There are also interesting parallels between building single-machine operating systems as sets of modular services, and building large-scale Internet systems as sets of modular services. In both cases, you want to build something big and reliable from individual pieces that communicate over explicit interfaces, and that can be individually quickly restarted when they fail. In an operating system, your drivers are the flakiest piece, and when they die you want to be able to reload them without the rest of the system batting an eye. In an Internet service, your individual servers are the flakiest piece, and when they die you want to be able to fail over to other (mostly identical) servers without batting an eye. Isolation between components is critical in both cases, and you want to build your whole system in a layered way with redundancy and restartability at all levels.
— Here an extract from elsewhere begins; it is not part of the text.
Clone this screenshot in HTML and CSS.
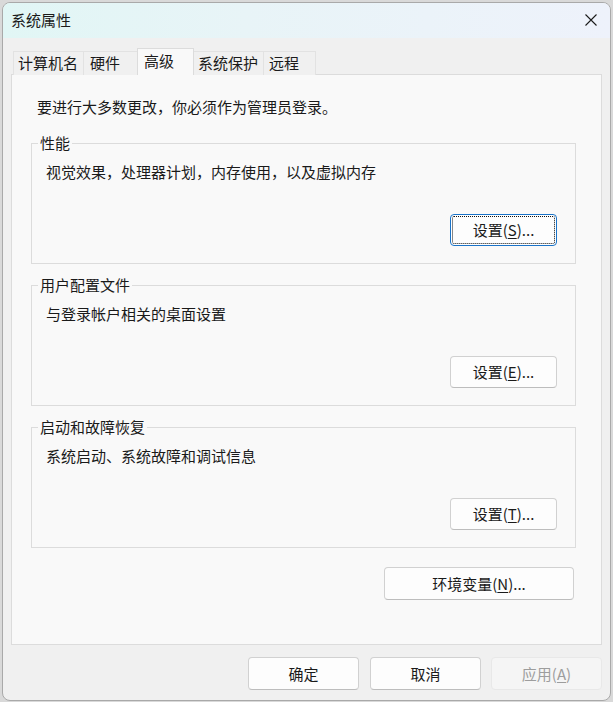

Linus is correct that distributed transactions (for example) are hard to build out of individual components. But it’s also true that as you scale, distributed transactions are one of the biggest architectural system-breakers. Amazon, for instance, doesn’t use them (see also here), instead relying on careful ordering of service updates to preserve consistency in the face of intermediate failures. And many microkernel operating systems are also structured to avoid multi-component consistency interactions wherever possible.

So I think this is a rare example of where Linus is squarely on the wrong side of history, and where Linux will likely fall behind other systems that push towards greater modularity and greater internal componentization. It’s an interesting question whether large-scale Internet services will, over time, make individual-server operating systems less important — in other words, whether most applications will migrate to a highly-managed cloud, in which case most computers will wind up being more like thin clients, with all the action happening on a virtualized pool of services. But even in that case, the companies building those services will still want to leverage multi-core technology to the max, which essentially means building their individual service instances using highly isolated component architectures. Having such an architecture at the base of the operating system can only help achieve that goal, and it’s sad to think that Linus (on current evidence) will get in the way of that for Linux.